--- Begin Data extract ---

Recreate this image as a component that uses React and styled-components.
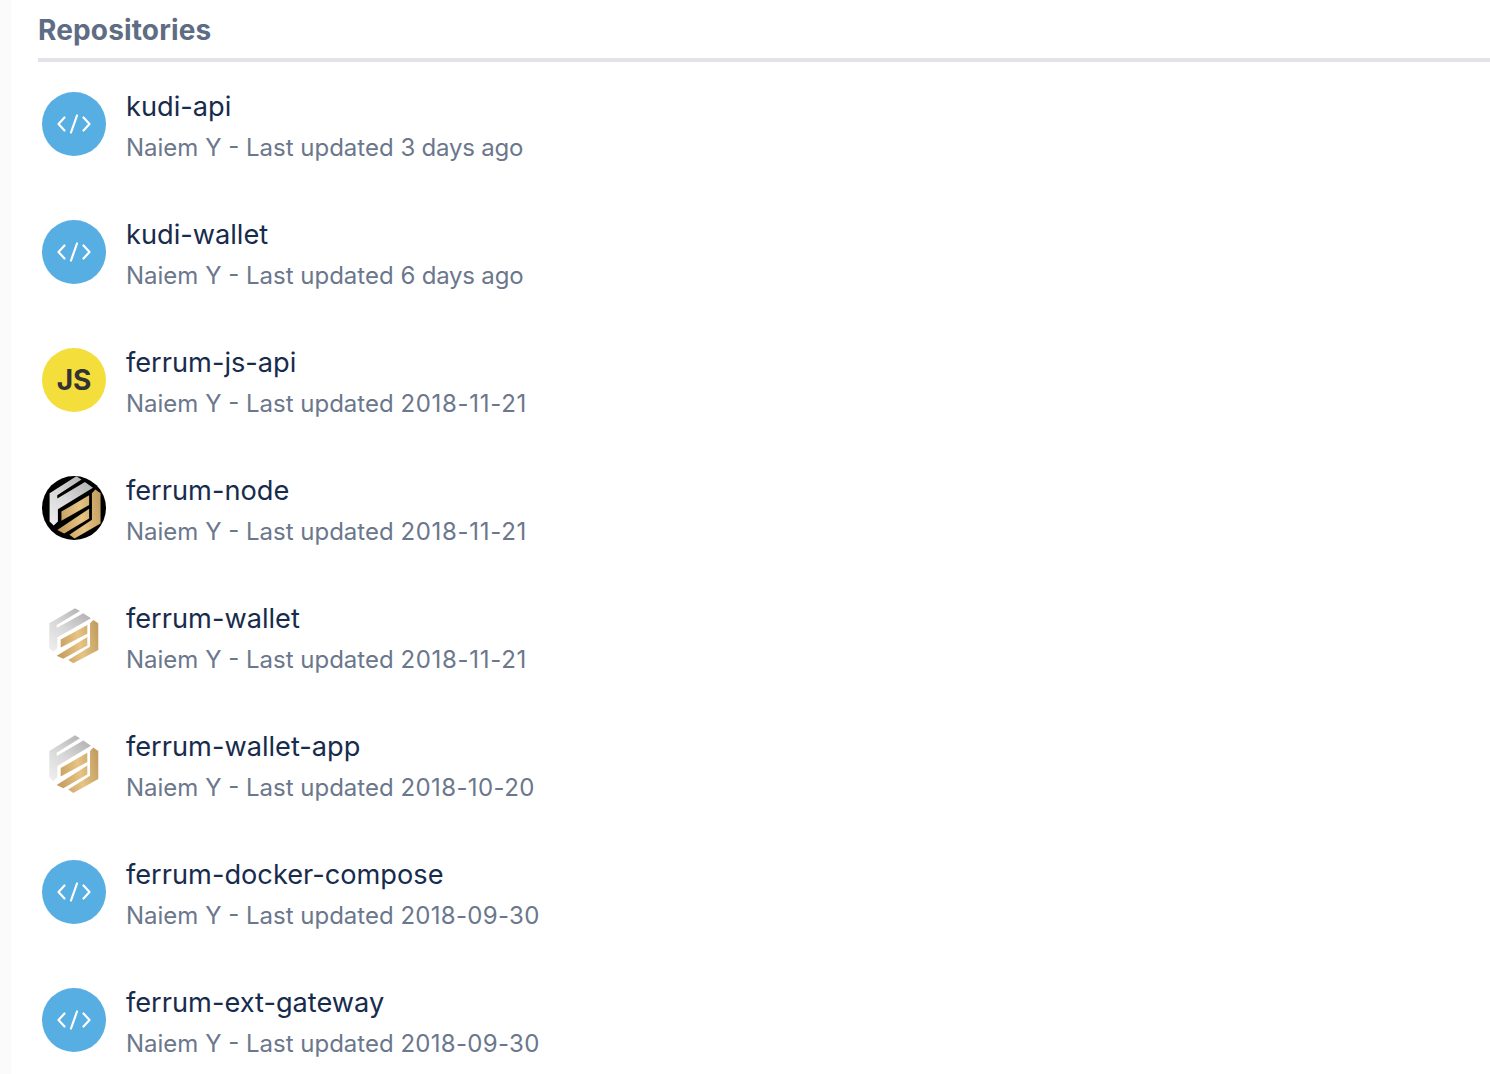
import React from 'react'
import styled, { createGlobalStyle } from 'styled-components'

// spacing makes up for the wider digit widths of the original font
const repos = [
  { name: 'kudi-api', updated: '3 days ago', kind: 'code', spacing: -0.2 },
  { name: 'kudi-wallet', updated: '6 days ago', kind: 'code', spacing: -0.2 },
  { name: 'ferrum-js-api', updated: '2018-11-21', kind: 'js', spacing: 0.7 },
  { name: 'ferrum-node', updated: '2018-11-21', kind: 'dark', spacing: 0.7 },
  { name: 'ferrum-wallet', updated: '2018-11-21', kind: 'logo', spacing: 0.7 },
  { name: 'ferrum-wallet-app', updated: '2018-10-20', kind: 'tall', spacing: 0.4 },
  { name: 'ferrum-docker-compose', updated: '2018-09-30', kind: 'code', spacing: 0.3 },
  { name: 'ferrum-ext-gateway', updated: '2018-09-30', kind: 'code', spacing: 0.3 },
]

function LogoShapes({ id }) {
  return (
    <>
      <defs>
        <linearGradient id={`silver-${id}`} gradientUnits="userSpaceOnUse" x1="10" y1="42" x2="40" y2="2">
          <stop offset="0" stopColor="#ededed" />
          <stop offset="0.5" stopColor="#d8d8d8" />
          <stop offset="1" stopColor="#b4b4b6" />
        </linearGradient>
        <linearGradient id={`gold-${id}`} gradientUnits="userSpaceOnUse" x1="14" y1="40" x2="57" y2="30">
          <stop offset="0" stopColor="#c29a5c" />
          <stop offset="0.55" stopColor="#e6c484" />
          <stop offset="1" stopColor="#c49f63" />
        </linearGradient>
      </defs>
      <polygon
        fill={`url(#silver-${id})`}
        points="7.3,15.3 33,0.3 38,3 14.7,17 14.7,20 41.3,5.3 49,10.3 15.3,29.5 15.3,40.3 11.3,43.7 7.3,40.3"
      />
      <polygon fill={`url(#gold-${id})`} points="18.7,31.5 45.3,17 45.3,25.7 18.7,39.5" />
      <polygon fill={`url(#gold-${id})`} points="14.7,47.7 45.3,29 45.3,37.5 21.3,50.8" />
      <polygon
        fill={`url(#gold-${id})`}
        points="26.3,52 48,38.7 48,15.3 51.3,12 56.3,15.3 56.3,42 31.3,55.3"
      />
    </>
  )
}

function RepoIcon({ kind, id }) {
  if (kind === 'code') {
    return (
      <CodeBadge>
        <svg width="34" height="20" viewBox="0 0 34 20" fill="none" stroke="#fff" strokeWidth="2.2" strokeLinecap="round" strokeLinejoin="round">
          <polyline points="7.5,3.5 1.5,10 7.5,16.5" />
          <line x1="20" y1="1.5" x2="14" y2="18.5" />
          <polyline points="26.5,3.5 32.5,10 26.5,16.5" />
        </svg>
      </CodeBadge>
    )
  }
  if (kind === 'js') return <JsBadge>JS</JsBadge>
  if (kind === 'dark') {
    return (
      <DarkBadge>
        <svg width="64" height="64" viewBox="0 0 64 64">
          <g transform="translate(0,0) scale(1.04,1.13)">
            <LogoShapes id={id} />
          </g>
        </svg>
      </DarkBadge>
    )
  }
  return (
    <PlainBadge>
      <svg width="64" height="64" viewBox="0 0 64 64">
        <g transform={kind === 'tall' ? 'translate(0,3) scale(1,1.05)' : 'translate(0,4)'}>
          <LogoShapes id={id} />
        </g>
      </svg>
    </PlainBadge>
  )
}

export default function App() {
  return (
    <>
      <GlobalStyle />
      <Page>
        <Title>Repositories</Title>
        <RepoList>
          {repos.map((repo) => (
            <RepoRow key={repo.name}>
              <RepoIcon kind={repo.kind} id={repo.name} />
              <RepoText>
                <RepoName>{repo.name}</RepoName>
                <RepoMeta>
                  Naiem Y - Last updated <Updated $spacing={repo.spacing}>{repo.updated}</Updated>
                </RepoMeta>
              </RepoText>
            </RepoRow>
          ))}
        </RepoList>
      </Page>
    </>
  )
}

const GlobalStyle = createGlobalStyle`
  html, body {
    margin: 0;
    padding: 0;
    background: #fff;
    overflow: hidden;
  }
  body {
    font-family: Inter, "Liberation Sans", sans-serif;
  }
`

const Page = styled.div`
  width: 1490px;
  height: 1074px;
  padding: 0 0 0 38px;
  box-sizing: border-box;
  overflow: hidden;
  background: linear-gradient(to right, #fbfbfc 0, #fbfbfc 11px, #fff 12px);
`

const Title = styled.h2`
  margin: 0;
  height: 62px;
  padding-top: 13px;
  box-sizing: border-box;
  border-bottom: 4px solid #e2e3ea;
  font-size: 28px;
  line-height: 34px;
  font-weight: 700;
  letter-spacing: 0.15px;
  color: #5e6c84;
`

const RepoList = styled.div`
  display: flex;
  flex-direction: column;
  gap: 64px;
  padding: 30px 0 0 4px;
`

const RepoRow = styled.div`
  display: flex;
  gap: 20px;
  height: 64px;
`

const Badge = styled.div`
  width: 64px;
  height: 64px;
  flex: none;
  border-radius: 50%;
  display: flex;
  align-items: center;
  justify-content: center;
  overflow: hidden;
`

const CodeBadge = styled(Badge)`
  background: #57aee2;
`

const JsBadge = styled(Badge)`
  background: #f4de3c;
  color: #333;
  font-size: 28px;
  font-weight: 700;
`

const DarkBadge = styled(Badge)`
  background: #000;
`

const PlainBadge = styled(Badge)`
  background: transparent;
  border-radius: 0;
`

const RepoText = styled.div`
  display: flex;
  flex-direction: column;
  margin-top: -2px;
`

const RepoName = styled.div`
  font-size: 27.2px;
  line-height: 34px;
  color: #172b4d;
`

const RepoMeta = styled.div`
  margin-top: 9px;
  font-size: 24px;
  line-height: 30px;
  color: #6b778c;
`

const Updated = styled.span`
  letter-spacing: ${(p) => p.$spacing}px;
`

--- End Data extract ---

Exercise requirements:
All of the material above should be reproduced exactly, except the pictures.

Answer to the exercise:
Recreate this image as a component that uses React and styled-components.
import React from 'react'
import styled, { createGlobalStyle } from 'styled-components'

// spacing makes up for the wider digit widths of the original font
const repos = [
  { name: 'kudi-api', updated: '3 days ago', kind: 'code', spacing: -0.2 },
  { name: 'kudi-wallet', updated: '6 days ago', kind: 'code', spacing: -0.2 },
  { name: 'ferrum-js-api', updated: '2018-11-21', kind: 'js', spacing: 0.7 },
  { name: 'ferrum-node', updated: '2018-11-21', kind: 'dark', spacing: 0.7 },
  { name: 'ferrum-wallet', updated: '2018-11-21', kind: 'logo', spacing: 0.7 },
  { name: 'ferrum-wallet-app', updated: '2018-10-20', kind: 'tall', spacing: 0.4 },
  { name: 'ferrum-docker-compose', updated: '2018-09-30', kind: 'code', spacing: 0.3 },
  { name: 'ferrum-ext-gateway', updated: '2018-09-30', kind: 'code', spacing: 0.3 },
]

function LogoShapes({ id }) {
  return (
    <>
      <defs>
        <linearGradient id={`silver-${id}`} gradientUnits="userSpaceOnUse" x1="10" y1="42" x2="40" y2="2">
          <stop offset="0" stopColor="#ededed" />
          <stop offset="0.5" stopColor="#d8d8d8" />
          <stop offset="1" stopColor="#b4b4b6" />
        </linearGradient>
        <linearGradient id={`gold-${id}`} gradientUnits="userSpaceOnUse" x1="14" y1="40" x2="57" y2="30">
          <stop offset="0" stopColor="#c29a5c" />
          <stop offset="0.55" stopColor="#e6c484" />
          <stop offset="1" stopColor="#c49f63" />
        </linearGradient>
      </defs>
      <polygon
        fill={`url(#silver-${id})`}
        points="7.3,15.3 33,0.3 38,3 14.7,17 14.7,20 41.3,5.3 49,10.3 15.3,29.5 15.3,40.3 11.3,43.7 7.3,40.3"
      />
      <polygon fill={`url(#gold-${id})`} points="18.7,31.5 45.3,17 45.3,25.7 18.7,39.5" />
      <polygon fill={`url(#gold-${id})`} points="14.7,47.7 45.3,29 45.3,37.5 21.3,50.8" />
      <polygon
        fill={`url(#gold-${id})`}
        points="26.3,52 48,38.7 48,15.3 51.3,12 56.3,15.3 56.3,42 31.3,55.3"
      />
    </>
  )
}

function RepoIcon({ kind, id }) {
  if (kind === 'code') {
    return (
      <CodeBadge>
        <svg width="34" height="20" viewBox="0 0 34 20" fill="none" stroke="#fff" strokeWidth="2.2" strokeLinecap="round" strokeLinejoin="round">
          <polyline points="7.5,3.5 1.5,10 7.5,16.5" />
          <line x1="20" y1="1.5" x2="14" y2="18.5" />
          <polyline points="26.5,3.5 32.5,10 26.5,16.5" />
        </svg>
      </CodeBadge>
    )
  }
  if (kind === 'js') return <JsBadge>JS</JsBadge>
  if (kind === 'dark') {
    return (
      <DarkBadge>
        <svg width="64" height="64" viewBox="0 0 64 64">
          <g transform="translate(0,0) scale(1.04,1.13)">
            <LogoShapes id={id} />
          </g>
        </svg>
      </DarkBadge>
    )
  }
  return (
    <PlainBadge>
      <svg width="64" height="64" viewBox="0 0 64 64">
        <g transform={kind === 'tall' ? 'translate(0,3) scale(1,1.05)' : 'translate(0,4)'}>
          <LogoShapes id={id} />
        </g>
      </svg>
    </PlainBadge>
  )
}

export default function App() {
  return (
    <>
      <GlobalStyle />
      <Page>
        <Title>Repositories</Title>
        <RepoList>
          {repos.map((repo) => (
            <RepoRow key={repo.name}>
              <RepoIcon kind={repo.kind} id={repo.name} />
              <RepoText>
                <RepoName>{repo.name}</RepoName>
                <RepoMeta>
                  Naiem Y - Last updated <Updated $spacing={repo.spacing}>{repo.updated}</Updated>
                </RepoMeta>
              </RepoText>
            </RepoRow>
          ))}
        </RepoList>
      </Page>
    </>
  )
}

const GlobalStyle = createGlobalStyle`
  html, body {
    margin: 0;
    padding: 0;
    background: #fff;
    overflow: hidden;
  }
  body {
    font-family: Inter, "Liberation Sans", sans-serif;
  }
`

const Page = styled.div`
  width: 1490px;
  height: 1074px;
  padding: 0 0 0 38px;
  box-sizing: border-box;
  overflow: hidden;
  background: linear-gradient(to right, #fbfbfc 0, #fbfbfc 11px, #fff 12px);
`

const Title = styled.h2`
  margin: 0;
  height: 62px;
  padding-top: 13px;
  box-sizing: border-box;
  border-bottom: 4px solid #e2e3ea;
  font-size: 28px;
  line-height: 34px;
  font-weight: 700;
  letter-spacing: 0.15px;
  color: #5e6c84;
`

const RepoList = styled.div`
  display: flex;
  flex-direction: column;
  gap: 64px;
  padding: 30px 0 0 4px;
`

const RepoRow = styled.div`
  display: flex;
  gap: 20px;
  height: 64px;
`

const Badge = styled.div`
  width: 64px;
  height: 64px;
  flex: none;
  border-radius: 50%;
  display: flex;
  align-items: center;
  justify-content: center;
  overflow: hidden;
`

const CodeBadge = styled(Badge)`
  background: #57aee2;
`

const JsBadge = styled(Badge)`
  background: #f4de3c;
  color: #333;
  font-size: 28px;
  font-weight: 700;
`

const DarkBadge = styled(Badge)`
  background: #000;
`

const PlainBadge = styled(Badge)`
  background: transparent;
  border-radius: 0;
`

const RepoText = styled.div`
  display: flex;
  flex-direction: column;
  margin-top: -2px;
`

const RepoName = styled.div`
  font-size: 27.2px;
  line-height: 34px;
  color: #172b4d;
`

const RepoMeta = styled.div`
  margin-top: 9px;
  font-size: 24px;
  line-height: 30px;
  color: #6b778c;
`

const Updated = styled.span`
  letter-spacing: ${(p) => p.$spacing}px;
`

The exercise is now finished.